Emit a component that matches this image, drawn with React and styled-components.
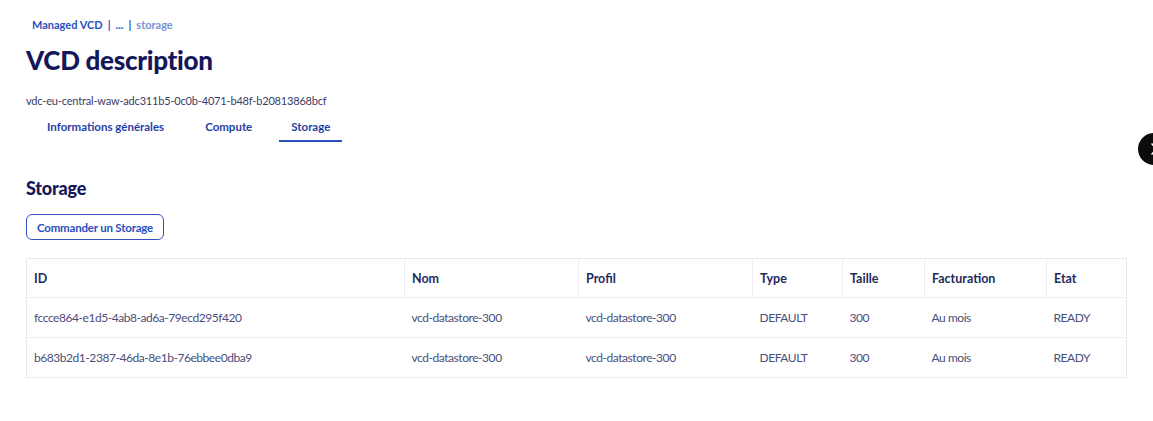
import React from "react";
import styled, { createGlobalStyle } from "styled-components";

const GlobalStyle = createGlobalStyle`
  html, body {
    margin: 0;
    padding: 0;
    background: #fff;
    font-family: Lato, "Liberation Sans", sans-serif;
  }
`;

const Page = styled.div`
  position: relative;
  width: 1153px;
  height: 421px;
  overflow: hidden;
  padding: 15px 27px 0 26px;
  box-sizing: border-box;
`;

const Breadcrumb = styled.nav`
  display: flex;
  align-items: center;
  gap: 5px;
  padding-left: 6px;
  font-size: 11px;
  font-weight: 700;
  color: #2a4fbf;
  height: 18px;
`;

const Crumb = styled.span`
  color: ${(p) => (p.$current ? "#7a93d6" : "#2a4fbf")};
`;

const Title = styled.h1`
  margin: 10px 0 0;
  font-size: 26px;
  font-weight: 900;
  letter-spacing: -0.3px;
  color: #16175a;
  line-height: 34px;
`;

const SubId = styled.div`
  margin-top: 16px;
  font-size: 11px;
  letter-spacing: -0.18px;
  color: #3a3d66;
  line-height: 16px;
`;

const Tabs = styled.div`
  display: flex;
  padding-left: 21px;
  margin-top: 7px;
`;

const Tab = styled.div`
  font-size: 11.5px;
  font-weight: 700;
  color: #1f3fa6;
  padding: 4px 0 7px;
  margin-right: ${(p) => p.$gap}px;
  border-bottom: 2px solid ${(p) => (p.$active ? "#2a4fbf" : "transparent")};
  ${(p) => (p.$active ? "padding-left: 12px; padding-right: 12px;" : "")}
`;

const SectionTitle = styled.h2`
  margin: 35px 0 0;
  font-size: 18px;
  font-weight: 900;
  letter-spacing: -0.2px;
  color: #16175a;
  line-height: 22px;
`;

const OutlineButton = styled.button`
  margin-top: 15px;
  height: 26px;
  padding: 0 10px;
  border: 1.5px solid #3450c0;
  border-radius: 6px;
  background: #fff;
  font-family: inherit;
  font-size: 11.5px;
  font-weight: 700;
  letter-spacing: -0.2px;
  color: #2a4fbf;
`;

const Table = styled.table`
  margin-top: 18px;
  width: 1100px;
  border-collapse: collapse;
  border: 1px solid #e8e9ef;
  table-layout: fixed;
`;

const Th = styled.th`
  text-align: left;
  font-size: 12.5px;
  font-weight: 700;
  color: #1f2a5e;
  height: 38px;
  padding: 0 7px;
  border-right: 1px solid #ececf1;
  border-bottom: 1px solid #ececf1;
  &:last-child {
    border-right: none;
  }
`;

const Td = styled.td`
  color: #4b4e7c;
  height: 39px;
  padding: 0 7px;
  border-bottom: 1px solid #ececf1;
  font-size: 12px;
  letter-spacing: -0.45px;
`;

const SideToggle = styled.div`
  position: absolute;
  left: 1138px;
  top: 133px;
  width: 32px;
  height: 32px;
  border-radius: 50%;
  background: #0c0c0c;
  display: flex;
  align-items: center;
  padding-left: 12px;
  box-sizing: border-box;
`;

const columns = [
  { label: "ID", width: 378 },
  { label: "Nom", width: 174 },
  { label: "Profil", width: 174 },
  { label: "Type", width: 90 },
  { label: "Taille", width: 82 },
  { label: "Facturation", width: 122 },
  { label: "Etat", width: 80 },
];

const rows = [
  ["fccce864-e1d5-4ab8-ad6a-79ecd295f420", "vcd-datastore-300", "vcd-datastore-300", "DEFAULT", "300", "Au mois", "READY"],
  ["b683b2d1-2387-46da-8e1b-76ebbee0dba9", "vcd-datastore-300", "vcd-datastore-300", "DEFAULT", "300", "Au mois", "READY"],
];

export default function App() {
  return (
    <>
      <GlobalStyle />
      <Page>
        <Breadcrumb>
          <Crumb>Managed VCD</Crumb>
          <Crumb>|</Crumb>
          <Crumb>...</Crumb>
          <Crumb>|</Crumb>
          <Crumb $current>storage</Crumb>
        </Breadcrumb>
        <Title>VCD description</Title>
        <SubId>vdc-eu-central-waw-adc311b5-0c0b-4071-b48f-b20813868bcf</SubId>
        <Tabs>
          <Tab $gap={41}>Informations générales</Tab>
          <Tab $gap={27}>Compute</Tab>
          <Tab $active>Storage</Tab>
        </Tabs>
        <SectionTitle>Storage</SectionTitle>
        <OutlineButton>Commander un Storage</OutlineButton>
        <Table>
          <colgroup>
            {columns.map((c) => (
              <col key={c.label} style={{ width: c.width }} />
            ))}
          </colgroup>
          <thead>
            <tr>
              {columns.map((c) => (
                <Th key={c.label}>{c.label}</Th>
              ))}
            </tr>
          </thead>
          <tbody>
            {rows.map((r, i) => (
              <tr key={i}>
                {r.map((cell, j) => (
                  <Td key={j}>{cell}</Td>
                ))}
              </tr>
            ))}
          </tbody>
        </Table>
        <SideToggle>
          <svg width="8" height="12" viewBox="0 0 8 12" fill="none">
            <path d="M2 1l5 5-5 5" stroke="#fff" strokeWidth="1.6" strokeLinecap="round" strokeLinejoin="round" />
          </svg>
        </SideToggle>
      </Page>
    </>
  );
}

==========

Give every line above again exactly, with no pictures.

WRITTEN REPLY:
Emit a component that matches this image, drawn with React and styled-components.
import React from "react";
import styled, { createGlobalStyle } from "styled-components";

const GlobalStyle = createGlobalStyle`
  html, body {
    margin: 0;
    padding: 0;
    background: #fff;
    font-family: Lato, "Liberation Sans", sans-serif;
  }
`;

const Page = styled.div`
  position: relative;
  width: 1153px;
  height: 421px;
  overflow: hidden;
  padding: 15px 27px 0 26px;
  box-sizing: border-box;
`;

const Breadcrumb = styled.nav`
  display: flex;
  align-items: center;
  gap: 5px;
  padding-left: 6px;
  font-size: 11px;
  font-weight: 700;
  color: #2a4fbf;
  height: 18px;
`;

const Crumb = styled.span`
  color: ${(p) => (p.$current ? "#7a93d6" : "#2a4fbf")};
`;

const Title = styled.h1`
  margin: 10px 0 0;
  font-size: 26px;
  font-weight: 900;
  letter-spacing: -0.3px;
  color: #16175a;
  line-height: 34px;
`;

const SubId = styled.div`
  margin-top: 16px;
  font-size: 11px;
  letter-spacing: -0.18px;
  color: #3a3d66;
  line-height: 16px;
`;

const Tabs = styled.div`
  display: flex;
  padding-left: 21px;
  margin-top: 7px;
`;

const Tab = styled.div`
  font-size: 11.5px;
  font-weight: 700;
  color: #1f3fa6;
  padding: 4px 0 7px;
  margin-right: ${(p) => p.$gap}px;
  border-bottom: 2px solid ${(p) => (p.$active ? "#2a4fbf" : "transparent")};
  ${(p) => (p.$active ? "padding-left: 12px; padding-right: 12px;" : "")}
`;

const SectionTitle = styled.h2`
  margin: 35px 0 0;
  font-size: 18px;
  font-weight: 900;
  letter-spacing: -0.2px;
  color: #16175a;
  line-height: 22px;
`;

const OutlineButton = styled.button`
  margin-top: 15px;
  height: 26px;
  padding: 0 10px;
  border: 1.5px solid #3450c0;
  border-radius: 6px;
  background: #fff;
  font-family: inherit;
  font-size: 11.5px;
  font-weight: 700;
  letter-spacing: -0.2px;
  color: #2a4fbf;
`;

const Table = styled.table`
  margin-top: 18px;
  width: 1100px;
  border-collapse: collapse;
  border: 1px solid #e8e9ef;
  table-layout: fixed;
`;

const Th = styled.th`
  text-align: left;
  font-size: 12.5px;
  font-weight: 700;
  color: #1f2a5e;
  height: 38px;
  padding: 0 7px;
  border-right: 1px solid #ececf1;
  border-bottom: 1px solid #ececf1;
  &:last-child {
    border-right: none;
  }
`;

const Td = styled.td`
  color: #4b4e7c;
  height: 39px;
  padding: 0 7px;
  border-bottom: 1px solid #ececf1;
  font-size: 12px;
  letter-spacing: -0.45px;
`;

const SideToggle = styled.div`
  position: absolute;
  left: 1138px;
  top: 133px;
  width: 32px;
  height: 32px;
  border-radius: 50%;
  background: #0c0c0c;
  display: flex;
  align-items: center;
  padding-left: 12px;
  box-sizing: border-box;
`;

const columns = [
  { label: "ID", width: 378 },
  { label: "Nom", width: 174 },
  { label: "Profil", width: 174 },
  { label: "Type", width: 90 },
  { label: "Taille", width: 82 },
  { label: "Facturation", width: 122 },
  { label: "Etat", width: 80 },
];

const rows = [
  ["fccce864-e1d5-4ab8-ad6a-79ecd295f420", "vcd-datastore-300", "vcd-datastore-300", "DEFAULT", "300", "Au mois", "READY"],
  ["b683b2d1-2387-46da-8e1b-76ebbee0dba9", "vcd-datastore-300", "vcd-datastore-300", "DEFAULT", "300", "Au mois", "READY"],
];

export default function App() {
  return (
    <>
      <GlobalStyle />
      <Page>
        <Breadcrumb>
          <Crumb>Managed VCD</Crumb>
          <Crumb>|</Crumb>
          <Crumb>...</Crumb>
          <Crumb>|</Crumb>
          <Crumb $current>storage</Crumb>
        </Breadcrumb>
        <Title>VCD description</Title>
        <SubId>vdc-eu-central-waw-adc311b5-0c0b-4071-b48f-b20813868bcf</SubId>
        <Tabs>
          <Tab $gap={41}>Informations générales</Tab>
          <Tab $gap={27}>Compute</Tab>
          <Tab $active>Storage</Tab>
        </Tabs>
        <SectionTitle>Storage</SectionTitle>
        <OutlineButton>Commander un Storage</OutlineButton>
        <Table>
          <colgroup>
            {columns.map((c) => (
              <col key={c.label} style={{ width: c.width }} />
            ))}
          </colgroup>
          <thead>
            <tr>
              {columns.map((c) => (
                <Th key={c.label}>{c.label}</Th>
              ))}
            </tr>
          </thead>
          <tbody>
            {rows.map((r, i) => (
              <tr key={i}>
                {r.map((cell, j) => (
                  <Td key={j}>{cell}</Td>
                ))}
              </tr>
            ))}
          </tbody>
        </Table>
        <SideToggle>
          <svg width="8" height="12" viewBox="0 0 8 12" fill="none">
            <path d="M2 1l5 5-5 5" stroke="#fff" strokeWidth="1.6" strokeLinecap="round" strokeLinejoin="round" />
          </svg>
        </SideToggle>
      </Page>
    </>
  );
}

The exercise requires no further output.